The second parameter is allowed only when the object is a container. The serialization iterator also allows a second parameter, which is ignored. This allows the definition of the serialize() template method that handles both serialization and deserialization. When serializing, the sequence size parameter gets ignored, when deserializing, it gets checked.

It's presumed that a thin API layer handles serialization on the untrusted source side, and provides a meaningful error path that enforces the maximum sequence size. However, since the source is untrusted, the deserialization side needs to enforce this check anyway.

Deserializing any one of several objects


class object_iter;

class Aobject {

// ...
public:

    Aobject(object_iter &);
};

class Bobject;

class Bobject_wrapper : public Bobject {

// ...
    Bobject_wrapper(object_iter &);
};

// ...

class object_iter {

public:

    template<typename iter_type>
    static void classlist(iter_type &iter)
    {
        iter.template serialize<Aobject>();
	iter.template serialize<Bobject, Bobject_wrapper>();
    }

    void deserialized(Aobject &obj)
    {
        // ...
    }

    void deserialized(Bobject &obj)
    {
        // ...
    }
};

// ...

object_iter any_object;

deser_t::any<object_iter> any_deser(deser, any_object);

any_deser();

This is an example of deserializing one of several possible objects. This is done when the serialized byte stream may contain any one of different objects, and whichever one it is needs to be deserialized and handled in some way. The steps to do this are as follows:

  • Define and instantiate a class called an object iterator class. The object iterator class defines an overloaded deserialized() method for each possible class that may be deserialized. The object iterator class also defines a classlist() method.

  • Each class that may be deserialized must have a constructor that takes a reference to the object iterator class as a parameter. Since the same class is presumably used on the serialization side, without the deserialization object iterator class, it should also have other constructors as well, probably a default constructor explicitly defined.

  • Define and instantiate an any template class instance. The deserialization iterator class defines an any template class, that takes the object iterator as the template parameter. Its constructor takes the deserialization iterator, and the object iterator class instance as a parameter.

  • Each invocation of any's operator() deserializes a class from the deserialization iterator, and invokes the appropriate deserialized() method in the object iterator class.

  • The object iterator class instance and the deserialization iterator must remain in scope as long as the any instance remains in scope.

  • From the object iterator's class classlist() method, calls to serialize() may also specify a second template class, which gets instantiated instead of the class being deserialized, when deserialization occurs.

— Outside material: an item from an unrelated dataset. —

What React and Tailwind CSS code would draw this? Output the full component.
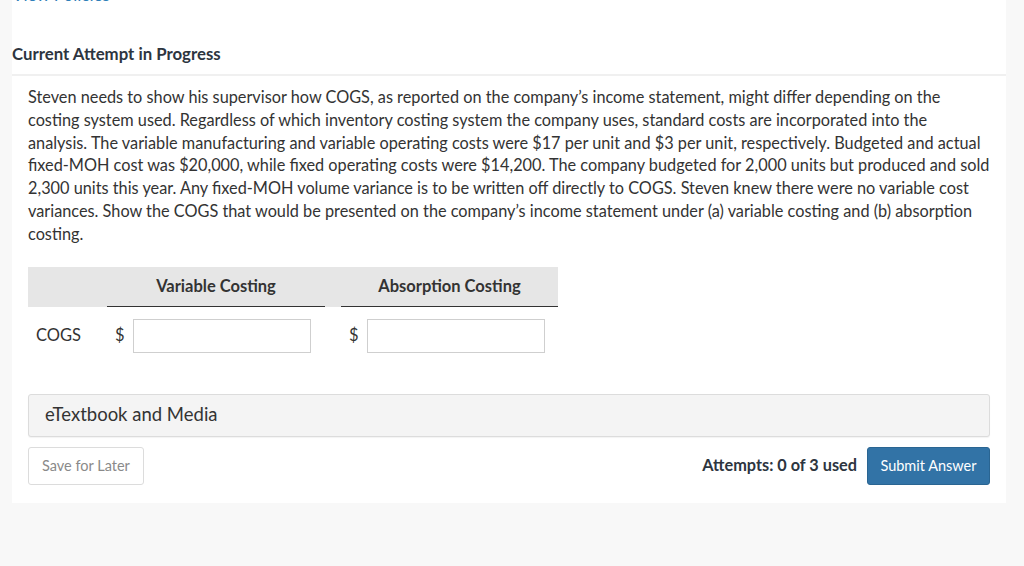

The above example results in Bobject_wrapper getting instantiated when deserialize Bobject. Bobject_wrapper subclasses from Bobject, and presumably Bobject's serialize() gets called to do the deed, while it's Bobject_wrapper gets instantiated. The object iterator class's overloaded deserialized() may specify either Bobject_wrapper or Bobject.

More specifically, the requirements of an object iterator class are:

  • A template function named classlist() (see below).

  • When any() determines which object should be deserialized, the templated object gets constructed on the stack. If the second class was given in classlist, the second class gets constructed instead of the first one.

  • The constructed object's serialize() method gets invoked.

  • An overloaded deserialized() method (which can be a template), one for each class iterated in the classlist() method. If two classes were specified in the classlist() method's iteration, either the first class or the second may be used for deserialized().

    any() constructs the appropriate object, and invokes the appropriate deserialized() method. The deserialized object goes out of scope before any() returns.

The object iterator's classlist template function takes one or two template classes as a parameter, and one argument, a reference to the template class.

The template class instance that's passed as an argument to classlist() will have a public member template function, serialize().

classlist() should iterate over a list of all classes that may be deserialized, by invoking the passed iterator's serialize() template method. The previous example iterates over two classes Aobject and Bobject/Bobject_wrapper, and shows the expected implementation pattern for any number of classes that may be deserialized.